Chavs, spides, skangers, trailer trash – ubiquitous throughout the English-speaking western world. Stereotypes mix with reality in a confusing mish-mash amidst the council estates of South London, Liverpool, Glasgow, Dublin, Limerick and many other large cities, dreary provincial towns and downmarket seaside resorts across these isles. It’s not hard to conjure up the negative images – rows of rundown houses, each one sprouting a satellite dish, the almost compulsory burnt mattress in the garden, heavily tattooed muscular midle-aged men in the mould of Johnny Adair sporting chunky gold jewellery and sportswear walking pit bull terriers or rottweilers on leads, overweight young mothers, Sporty Spice lookalikes, wearing low-necklined top revealing huge rose or butterfly tattoo on the upper breast area, wheeling pushchairs, the child inside often of mixed race (cf Kathy Burke’s Waynetta Slob character “I want a braaaahhhnnn bybie!”), large gangs of hooded youths drinking cheap cider, abandoned pubs boarded up with wooden planks, or in certain parts of Dublin, scrawny tracksuited boys astride half-starved, malnourished horses.
Such characters enjoy their fair share of representation in popular culture, partcularly as objects of comic derison. On television think Little Britain’s Vicky “Yeah, but no but” Pollard, Catherine Tate’s Lauren “I ain’t bovvered” character, Harry Enfield and Kathy Burke as “the Slobs”, the dysfunctional Battersby family in Coronation Street, Cletus, the trailer park-dwelling redneck in The Simpsons and the exploited guests who appear on the human zoos disguised as trashy daytime shows like Oprah Winfrey or the odious Jeremy Kyle. In the pages of Viz comic we have the Bacon family, the fat slags and Tasha Slapper and in contemporary literature the novels of Irvine Welsh and Roddy Doyle pull no punches when it comes to the depiction of disaffected working class communities.

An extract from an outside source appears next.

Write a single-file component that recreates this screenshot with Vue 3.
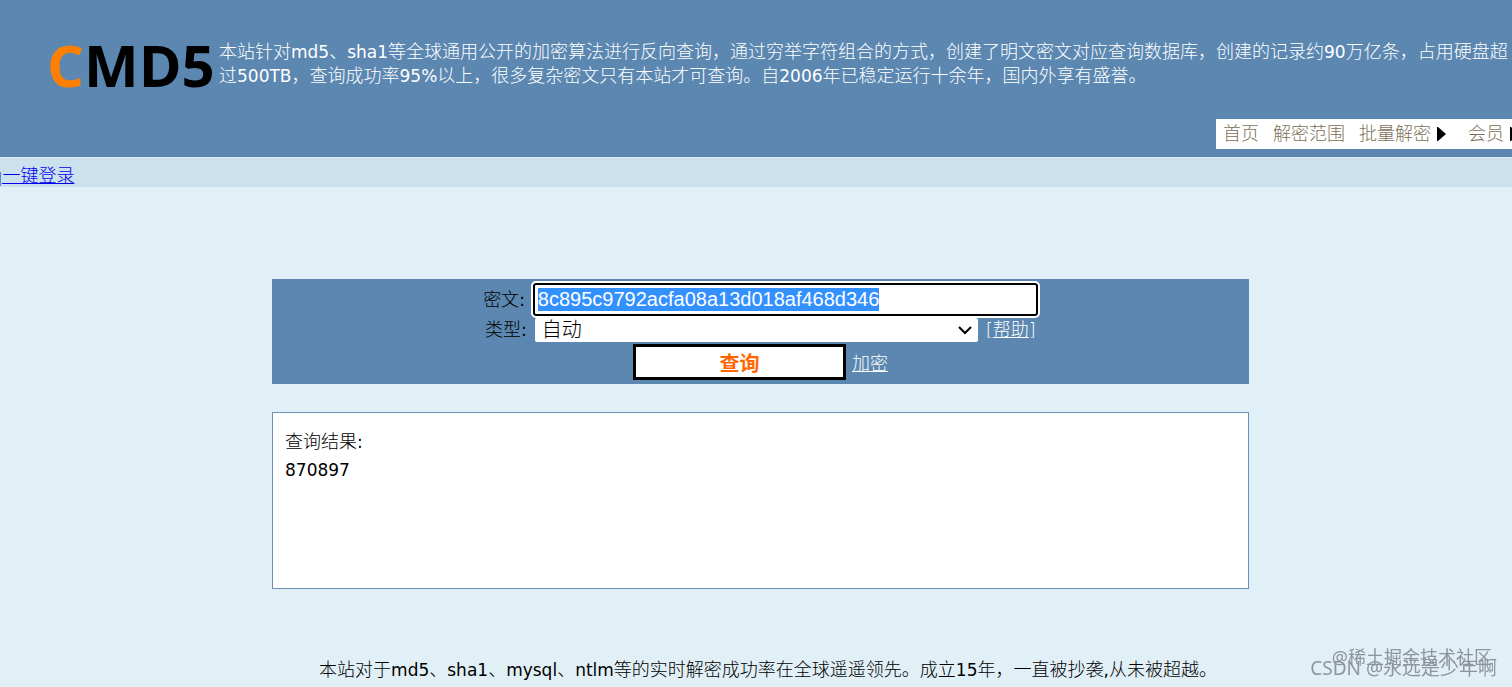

This section of our society is all too easy to mock and ridicule – like the proverbial shooting fish in a barrel. Chav-baiting has almost become fashionable. Ironically the members of this sub-group within so-called “working class” allegedly don’t work and are branded by the reactionery right wing press such as the Daily Mail in the UK and the Sunday Independent in Ireland as dole-ite welfare scroungers and chain-smoking, beer-guzzling couch potato layabouts who have no intention of earning an honest day’s crust. Ethnic minorities, homosexuals and the disabled are all protected by political correctness, but the indigenous underclass is supposedly fair game for satire and ridicule. Racism, sexism, ageism are all banned by a militantly PC society, but classism is still very much alive.
Is it all about income and financial status though? Not neccessarily. The emergence of the “celebrity chav” as popularised by Wayne Rooney and Colleen Mc Loughlin, Katie Price and Peter Andre and former Big Brother contestant Jade Goody indicates that money doesn’t automatically convey respectability or acceptance.
Michael Collins in his excellent book The Likes of us, a history of the white British working class with a healthy sprinkling of humour provides a succinct summary of the situation:
“Traditionally, the white working class would take to the street only for the end of a war or the beginning of a sale, with the exception of the death of a princess. Naturally there were other exceptional occasions: Jarrow marchers, the dockers responding to the Powell furore, and in the 1980s, in Southwark, there was rumour of revolt when the call went out for the muzzling of Staffordshire bull terriers. But more recently within the working class, there were those women taking to the streets against paedophiles. There were the taxi-drivers protesting during the petrol price debacle, and the Billingsgate porters’ bid to reclaim the streets when they marched to oppose London’s congestion charge. Those who champion democracy, direct action and single-issue pressure groups were suddenly referring to many of these protesters as “mobs”, and even suggesting that the police be sent in to form a thin blue line. Then there was the more pressing concern of a growing support for the British National Party. In Slade Green a BNP member beat the Tory candidate to second place in a by-election. Behind this “protest” vote – as it has been described in the press – are working-class whites in poor areas who believe they have been neglected and ghettoised, their views ignored.”